19 Nov 2015 | LT Robert Bailey; Chaplain - MCAF/HMX-1 Marine Corps Base Quantico

Halloween has once again come and gone. The remnants of the festive spirit still linger around our waists. We have now put up the decorations and replaced them with either fall or Christmas decorations to move us into another season and way of thinking. In honor of the holiday, let’s talk about the masks that we all seem to wear for either the trick-or-treating with kids, festive parties, or just the opportunity to scare others.

The word mask is defined as, “a covering for all or part of the face, worn to conceal one’s identity.” We wear them at Halloween or other events to disguise ourselves or to pretend we are someone else. For the most part, this is an enjoyable experience and done in a spirit of having fun.

The truth is that many of us have worn different types of masks in our lives. Living without a mask is a vulnerable thing to do and requires a great deal of courage. This means letting your authentic self show. When you choose to take off your mask you are opening yourself up to all sorts of hurts.

Why do we wear masks? Mostly it’s because we’re scared. Our parents, teachers, culture, society and the media provide us with acceptable ways of being. We put on a mask to be the person we think we should be when we feel that we do not meet these expectations. We believe that if we came out as our true self we may no longer be liked, loved, or well thought of, or in some cases, feel safe. This is what keeps our masks firmly in place.

We wear masks to pretend or hide a deep shame so as to give us a new identity of the person which we long to be, but have failed to live up to. Masks are used because we have been taught that “love” and acceptance are based upon performance. We can also use them to gain recognition from others and to protect ourselves from any future harm, because of past hurts. Lastly, masks are used by some for manipulation to give them a sense of power and authority over others which stems from deep seeded insecurities that have not been dealt with.
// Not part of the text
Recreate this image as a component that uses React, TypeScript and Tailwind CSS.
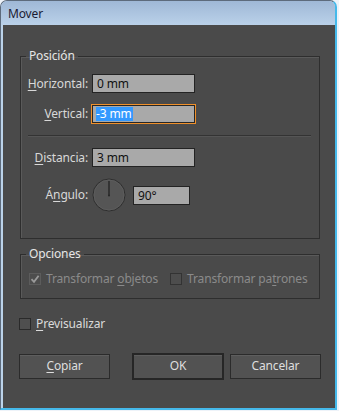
import React from "react";

const font = { fontFamily: '"Noto Sans", "Liberation Sans", sans-serif', letterSpacing: "-0.15px" };

function U({ children }: { children: React.ReactNode }) {
  return <span className="underline underline-offset-2 decoration-1">{children}</span>;
}

function Label({ children }: { children: React.ReactNode }) {
  return (
    <div className="w-[67px] shrink-0 text-right text-[12px] leading-[16px] text-[#d8d8d8] pr-0">
      {children}
    </div>
  );
}

function Input({ value, w = "w-[103px]" }: { value: string; w?: string }) {
  return (
    <div
      className={`${w} h-[19px] bg-[#a9a9a9] border border-[#232323] pl-[4px] text-[12px] leading-[17px] text-[#111]`}
    >
      {value}
    </div>
  );
}

function Checkbox({ checked, disabled }: { checked?: boolean; disabled?: boolean }) {
  return (
    <div
      className={`w-[12px] h-[12px] shrink-0 border ${
        checked ? "border-[#5c5c5c] bg-[#4d4d4d]" : disabled ? "border-[#333333] bg-[#4d4d4d]" : "border-[#2a2a2a] bg-[#4f4f4f]"
      } flex items-center justify-center`}
    >
      {checked && (
        <svg width="10" height="10" viewBox="0 0 10 10">
          <path d="M1.5 5.2 L4 7.8 L8.6 1.8" fill="none" stroke="#9a9a9a" strokeWidth="1.8" />
        </svg>
      )}
    </div>
  );
}

export default function App() {
  return (
    <div className="w-[339px] h-[411px] bg-[#eef3f9] overflow-hidden" style={font}>
      <div className="w-[337px] h-[410px] rounded-t-[7px] border-t border-l border-[#5d6b7c] border-r-2 border-r-[#45b9ea] border-b-2 border-b-[#45b9ea] bg-[#bcd3ea] flex flex-col">
        {/* Title bar */}
        <div className="h-[24px] shrink-0 rounded-t-[6px] bg-gradient-to-b from-[#9fb8d6] to-[#bad1e9] flex items-center pl-[7px]">
          <span className="text-[12px] text-[#1b1b33] leading-[16px] mt-[2px]">Mover</span>
        </div>
        {/* Content */}
        <div className="flex-1 ml-[2px] bg-[#4a4a4a] pl-[17px] pt-[23px]">
          {/* Posición */}
          <fieldset className="w-[300px] border border-[#2e2e2e] shadow-[inset_1px_1px_0_#5a5a5a]">
            <legend className="ml-[5px] px-[3px] text-[12px] leading-[16px] text-[#e6e6e6]">Posición</legend>
            <div className="pb-[26px]">
              <div className="mt-[10px] flex items-center gap-[4px]">
                <Label>
                  <U>H</U>orizontal:
                </Label>
                <Input value="0 mm" />
              </div>
              <div className="mt-[11px] flex items-center gap-[4px]">
                <Label>
                  <U>V</U>ertical:
                </Label>
                <div className="-ml-px w-[105px] h-[20px] border border-[#f0902a] bg-[#a9a9a9] shadow-[inset_0_0_0_1px_#262626] pl-[4px] flex items-center">
                  <span className="inline-block bg-[#3399ff] text-white text-[12px] leading-[14px] pr-[1px]">-3 mm</span>
                </div>
              </div>
              <div className="mt-[11px] ml-[7px] mr-[8px] h-[2px] border-t border-[#333333] border-b border-b-[#555555]" />
              <div className="mt-[11px] flex items-center gap-[4px]">
                <Label>
                  <U>D</U>istancia:
                </Label>
                <Input value="3 mm" />
              </div>
              <div className="mt-[11px] flex items-center gap-[4px]">
                <Label>
                  Á<U>n</U>gulo:
                </Label>
                <svg width="35" height="34" viewBox="0 0 35 34" className="shrink-0">
                  <circle cx="17" cy="17" r="16" fill="#555555" stroke="#2e2e2e" strokeWidth="1" />
                  <circle cx="17" cy="17" r="15" fill="none" stroke="#5e5e5e" strokeWidth="0.8" />
                  <line x1="17" y1="3" x2="17" y2="17.5" stroke="#262626" strokeWidth="1.4" />
                  <circle cx="17" cy="17.5" r="1" fill="#262626" />
                </svg>
                <div className="ml-[2px]">
                  <Input value="90°" w="w-[57px]" />
                </div>
              </div>
            </div>
          </fieldset>

          {/* Opciones */}
          <fieldset className="mt-[7px] w-[300px] border border-[#2e2e2e] shadow-[inset_1px_1px_0_#5a5a5a]">
            <legend className="ml-[5px] px-[3px] text-[12px] leading-[16px] text-[#e6e6e6]">Opciones</legend>
            <div className="pt-[11px] pb-[13px] pl-[8px] flex items-center">
              <Checkbox checked disabled />
              <span className="ml-[5px] text-[12px] leading-[12px] text-[#8a8a8a]">
                Transformar <U>o</U>bjetos
              </span>
              <div className="ml-[12px]">
                <Checkbox disabled />
              </div>
              <span className="ml-[5px] text-[12px] leading-[12px] text-[#8a8a8a]">
                Transformar pa<U>t</U>rones
              </span>
            </div>
          </fieldset>

          {/* Previsualizar */}
          <div className="mt-[19px] -ml-px flex items-center">
            <Checkbox />
            <span className="ml-[5px] text-[12px] leading-[12px] text-[#dadada]">
              <U>P</U>revisualizar
            </span>
          </div>

          {/* Buttons */}
          <div className="mt-[23px] -ml-px flex items-center h-[26px]">
            <button className="w-[91px] h-[25px] bg-[#525252] border border-[#2b2b2b] shadow-[inset_0_1px_0_#5e5e5e] text-[12px] text-[#dedede]">
              <U>C</U>opiar
            </button>
            <button className="ml-[22px] w-[92px] h-[27px] bg-[#525252] border-2 border-[#262626] shadow-[inset_0_1px_0_#5e5e5e] text-[12px] text-[#dedede]">
              OK
            </button>
            <button className="ml-[6px] w-[91px] h-[25px] bg-[#525252] border border-[#2b2b2b] shadow-[inset_0_1px_0_#5e5e5e] text-[12px] text-[#dedede]">
              Cancelar
            </button>
          </div>
        </div>
      </div>
    </div>
  );
}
If we wear our mask for too long, we will forget that we even have it on. We will come to realize that we don’t know the person we see in the mirror. We will have forgotten who we really are apart from the mask or masks we wear. We will learn that the mask we have worn for so long became our true face, and the one underneath that we have been too afraid to show has become our true disguise. It was hidden for so long that we have even forgotten the person we once truly were, and we’ll be afraid to know who we once were ourselves.

Choose to not be in bondage and discover the freedom and joy of walking in authenticity. Your true identity is not found in wearing a mask, but in realizing the true fulfillment that can only come from embracing the person God created you to be.